SECA NO NORDESTE   Desde 2012 não chove regularmente nessa região, que vive sua maior seca dos últimos cem anos. Os reservatórios operam em níveis muito baixos e a falta d’água já prejudica o abastecimento das cidades. Muitas se encontram em estado de emergência, sendo socorridas por políticas públicas, como a construção de poços e cisternas e subsídio às atividades agropecuárias.

CAUSAS AMBIENTAIS  O território nordestino apresenta clima semiárido, com baixos níveis de umidade e altas temperaturas em grande parte do ano. O regime de chuvas irregular, concentrado em apenas três meses, explica os longos períodos de estiagem na região.

GESTÃO DA ÁGUA   Historicamente, os programas públicos no Nordeste tendiam a priorizar áreas Controladas por latifundiários. A esse fenômeno deu-se o nome de “indústria da seca”. Com a necessidade de melhor gestão da água, uma das medidas para democratizar o acesso a uma maior  população é o projeto de Transposição do Rio São Francisco. O projeto, no entanto, é criticado por seus possíveis impactos ambientais, como eventuais prejuízos à biodiversidade e desequilíbrio de ecossistemas ligados à preservação do rio.

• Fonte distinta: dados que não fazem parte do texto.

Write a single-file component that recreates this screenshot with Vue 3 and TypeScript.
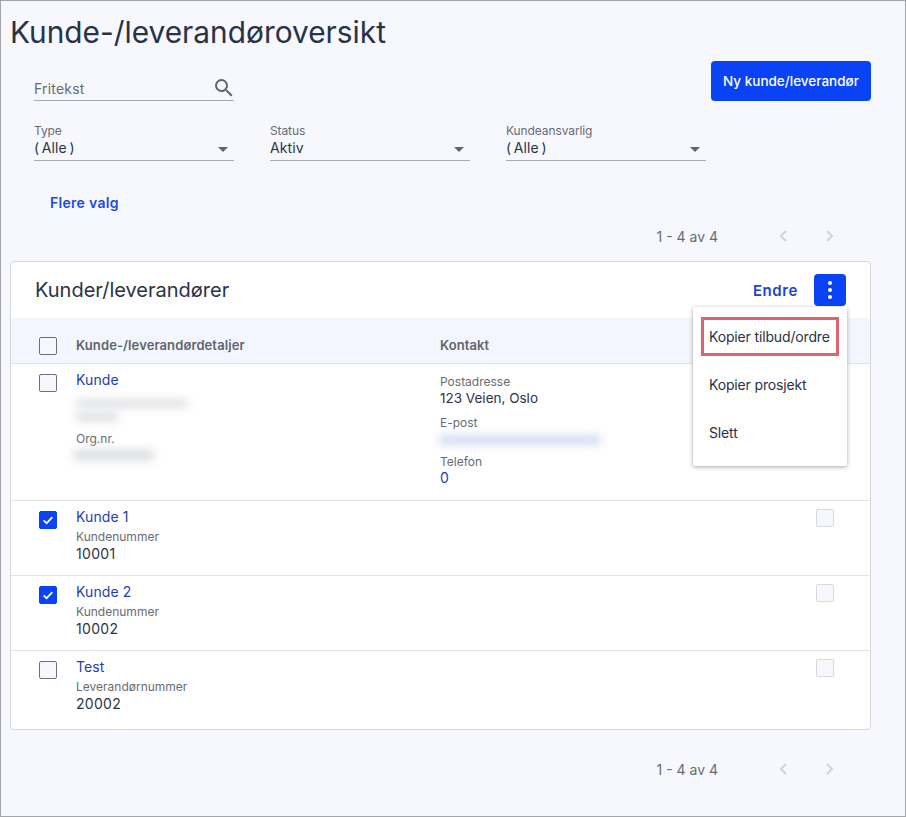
<script setup lang="ts">
interface Row { name: string; label: string; value: string; checked: boolean }
const rows: Row[] = [
  { name: 'Kunde 1', label: 'Kundenummer', value: '10001', checked: true },
  { name: 'Kunde 2', label: 'Kundenummer', value: '10002', checked: true },
  { name: 'Test', label: 'Leverandørnummer', value: '20002', checked: false },
]
const filters = [
  { label: 'Type', value: '(\u2009Alle\u2009)' },
  { label: 'Status', value: 'Aktiv' },
  { label: 'Kundeansvarlig', value: '(\u2009Alle\u2009)' },
]
</script>

<template>
  <div class="page">
    <h1 class="title">Kunde-/leverandøroversikt</h1>

    <div class="filters">
      <div class="filter-fields">
        <div class="search">
          <span>Fritekst</span>
          <svg class="search-icon" viewBox="0 0 24 24" width="24" height="24" fill="#62646c">
            <path d="M15.5 14h-.79l-.28-.27A6.47 6.47 0 0 0 16 9.5 6.5 6.5 0 1 0 9.5 16c1.61 0 3.09-.59 4.23-1.57l.27.28v.79l5 4.99L20.49 19l-4.99-5zm-6 0C7.01 14 5 11.99 5 9.5S7.01 5 9.5 5 14 7.01 14 9.5 11.99 14 9.5 14z" />
          </svg>
        </div>
        <div class="selects">
          <div v-for="f in filters" :key="f.label" class="select">
            <div class="select-label">{{ f.label }}</div>
            <div class="select-value">{{ f.value }}</div>
            <span class="caret"></span>
          </div>
        </div>
      </div>
      <button class="primary">Ny kunde/leverandør</button>
    </div>

    <a class="more">Flere valg</a>

    <div class="pager pager-top">
      <span>1 - 4 av 4</span>
      <svg viewBox="0 0 10 14" width="10" height="14" class="chev"><path d="M8 2 3 7l5 5" /></svg>
      <svg viewBox="0 0 10 14" width="10" height="14" class="chev"><path d="m2 2 5 5-5 5" /></svg>
    </div>

    <section class="card">
      <header class="card-head">
        <h2>Kunder/leverandører</h2>
        <div class="actions">
          <a class="edit">Endre</a>
          <button class="dots" aria-label="Flere handlinger"><i></i><i></i><i></i></button>
        </div>
      </header>

      <div class="menu">
        <div class="menu-item highlighted">Kopier tilbud/ordre</div>
        <div class="menu-item">Kopier prosjekt</div>
        <div class="menu-item">Slett</div>
      </div>

      <div class="row thead">
        <span class="box"></span>
        <strong>Kunde-/leverandørdetaljer</strong>
        <strong>Kontakt</strong>
      </div>

      <div class="row first">
        <span class="box"></span>
        <div>
          <a class="name">Kunde</a>
          <div class="blur b1"></div>
          <div class="blur b2"></div>
          <div class="small org">Org.nr.</div>
          <div class="blur b3"></div>
        </div>
        <div class="contact">
          <div class="small">Postadresse</div>
          <div class="address">123 Veien, Oslo</div>
          <div class="small gap">E-post</div>
          <div class="blur mail"></div>
          <div class="small gap2">Telefon</div>
          <a class="val phone">0</a>
        </div>
      </div>

      <div v-for="r in rows" :key="r.name" class="row item">
        <span class="box main-box" :class="{ checked: r.checked }">
          <svg v-if="r.checked" viewBox="0 0 18 18" width="18" height="18"><path d="m4.6 9.3 3 2.9 5.8-6" fill="none" stroke="#fff" stroke-width="1.7" /></svg>
        </span>
        <div>
          <a class="name">{{ r.name }}</a>
          <div class="small">{{ r.label }}</div>
          <div class="val">{{ r.value }}</div>
        </div>
        <div></div>
        <span class="box light"></span>
      </div>
    </section>

    <div class="pager pager-bottom">
      <span>1 - 4 av 4</span>
      <svg viewBox="0 0 10 14" width="10" height="14" class="chev"><path d="M8 2 3 7l5 5" /></svg>
      <svg viewBox="0 0 10 14" width="10" height="14" class="chev"><path d="m2 2 5 5-5 5" /></svg>
    </div>
  </div>
</template>

<style>
html, body { margin: 0; background: #f6f8fd; }
</style>

<style scoped>
.page {
  box-sizing: border-box;
  width: 906px;
  height: 817px;
  overflow: hidden;
  padding: 0 34px 0 9px;
  border: 1px solid #a3a5ab;
  background: #f6f8fd;
  color: #2a3346;
  font-family: Inter, "Liberation Sans", sans-serif;
}
.title {
  margin: 13px 0 0;
  font-size: 29.85px;
  line-height: 36px;
  font-weight: 400;
  letter-spacing: 0;
}
.filters {
  display: flex;
  justify-content: space-between;
  align-items: flex-start;
  height: 111px;
  margin-top: 11px;
}
.filter-fields { padding: 11px 0 0 24px; }
.search {
  position: relative;
  box-sizing: border-box;
  width: 200px;
  height: 29px;
  padding-top: 8px;
  border-bottom: 1px solid #a9abb3;
  font-size: 14px;
  line-height: 18px;
  letter-spacing: .2px;
  color: #696b73;
}
.search-icon { position: absolute; right: -2px; top: 4px; }
.selects { display: flex; gap: 36px; margin-top: 23px; }
.select {
  position: relative;
  box-sizing: border-box;
  width: 200px;
  height: 37px;
  border-bottom: 1px solid #a9abb3;
}
.select-label { font-size: 12px; line-height: 16px; color: #696b73; margin-top: -1px; letter-spacing: -.1px; }
.select-value { font-size: 14px; line-height: 19px; margin-top: -1px; letter-spacing: .1px; }
.caret {
  position: absolute;
  right: 6px;
  top: 23px;
  border-left: 5px solid transparent;
  border-right: 5px solid transparent;
  border-top: 5px solid #62646c;
}
.primary {
  width: 160px;
  height: 40px;
  margin-top: 0;
  border: 0;
  border-radius: 4px;
  background: #0a43f5;
  color: #fff;
  font: 500 13.5px Inter, "Liberation Sans", sans-serif;
}
.more {
  display: block;
  margin: 22px 0 0 40px;
  font-size: 14px;
  line-height: 18px;
  font-weight: 600;
  letter-spacing: .3px;
  color: #1b4bdc;
}
.pager {
  display: flex;
  align-items: center;
  justify-content: flex-end;
  height: 20px;
  font-size: 14px;
  color: #696b73;
}
.pager-top { margin-top: 14px; }
.pager-bottom { margin-top: 29px; }
.pager span { margin-right: 60px; }
.chev { fill: none; stroke: #d2d4d9; stroke-width: 2; margin-right: 37px; }
.chev:last-child { margin-right: 36px; }
.card {
  position: relative;
  box-sizing: border-box;
  width: 861px;
  height: 469px;
  margin-top: 15px;
  border: 1px solid #d5d7dc;
  border-radius: 4px;
  background: #fff;
}
.card-head {
  display: flex;
  justify-content: space-between;
  align-items: center;
  height: 56px;
  padding: 0 24px 0 24px;
}
.card-head h2 { margin: 0; font-size: 20px; line-height: 26px; font-weight: 400; }
.actions { display: flex; align-items: center; gap: 16px; }
.edit { font-size: 15px; font-weight: 600; color: #1b46bf; letter-spacing: .6px; }
.dots {
  display: flex;
  flex-direction: column;
  align-items: center;
  justify-content: center;
  gap: 3px;
  width: 32px;
  height: 32px;
  padding: 0;
  border: 0;
  border-radius: 4px;
  background: #0a43f5;
}
.dots i { width: 4px; height: 4px; border-radius: 50%; background: #fff; }
.menu {
  position: absolute;
  z-index: 2;
  left: 682px;
  top: 45px;
  box-sizing: border-box;
  width: 154px;
  height: 159px;
  padding-top: 10px;
  background: #fff;
  border-radius: 2px;
  box-shadow: 0 1px 4px rgba(0, 0, 0, .35);
}
.menu-item {
  box-sizing: border-box;
  height: 48px;
  padding: 8px 0 0 16px;
  font-size: 14px;
  line-height: 24px;
  white-space: nowrap;
  letter-spacing: -.15px;
}
.highlighted {
  height: 39px;
  margin: 0 8px 9px 8px;
  border: 3px solid #db6573;
  padding: 6px 0 0 5px;
  line-height: 21px;
}
.row {
  display: grid;
  grid-template-columns: 18px 345px 1fr 18px;
  column-gap: 19px;
  padding: 0 36px 0 28px;
  border-bottom: 1px solid #e2e4e8;
}
.thead {
  height: 46px;
  box-sizing: border-box;
  align-items: center;
  padding-top: 9px;
  background: #f3f6fe;
  font-size: 13px;
  letter-spacing: .1px;
  color: #62646c;
}
.thead strong { font-weight: 600; }
.first { height: 137px; box-sizing: border-box; padding-top: 7px; }
.item { height: 75px; box-sizing: border-box; padding-top: 7px; }
.item:last-of-type { height: 78px; border-bottom: 0; }
.row > .box { margin-top: 3px; }
.thead > .box { margin-top: 2px; }
.row > .light { margin-top: 1px; }
.box {
  display: block;
  box-sizing: border-box;
  width: 18px;
  height: 18px;
  border: 1px solid #6e7076;
  border-radius: 2px;
  background: #f6f8fd;
}
.box svg { display: block; margin: -1px; }
.checked { background: #0a43f5; border-color: #0a43f5; }
.light { border-color: #d8dade; }
.name { display: block; font-size: 14px; line-height: 18px; color: #1b3fb5; font-weight: 400; letter-spacing: .1px; }
.small { font-size: 12px; line-height: 16px; color: #696b73; margin-top: 3px; }
.val { display: block; font-size: 14px; line-height: 17px; color: #2a3346; letter-spacing: .3px; }
.address { font-size: 13.5px; line-height: 17px; color: #2a3346; }
.contact { margin-top: 3px; }
.contact .small:first-child { margin-top: 0; }
.gap { margin-top: 8px; }
.gap2 { margin-top: 10px; }
.phone { color: #1b3fb5; margin-top: -1px; }
.blur { background: #d8dadd; filter: blur(5px); border-radius: 2px; }
.b1 { width: 112px; height: 7px; margin: 11px 0 0 0; }
.b2 { width: 42px; height: 8px; margin: 6px 0 0 0; }
.org { margin-top: 10px; }
.b3 { width: 80px; height: 10px; margin: 3px 0 0 -2px; }
.mail { width: 162px; height: 8px; margin: 5px 0 0 -1px; background: #ccd5f2; }
</style>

ÁGUA NO BRASIL  Mesmo contando com 12% das reservas mundiais de água doce, o país não está imune à escassez hídrica, pois a distribuição desse manancial é desigual no território. A urbanização acelerada das cidades aumenta as demandas por água e polui os corpos hídricos, enquanto a impermeabilização do solo por asfalto e cimento prejudica a reposição natural da água em aquíferos e assoreia os rios.

PROBLEMA GLOBAL  A falta de água já é enfrentada em diversas regiões do mundo. E o crescimento da população aumenta o consumo de alimentos e produtos da indústria e da agropecuária, setores que, juntos, consomem 89% da água. A Organização Mundial da Saúde estima que, até 2050, 3 bilhões de pessoas terão de conviver com a escassez hídrica nas cidades.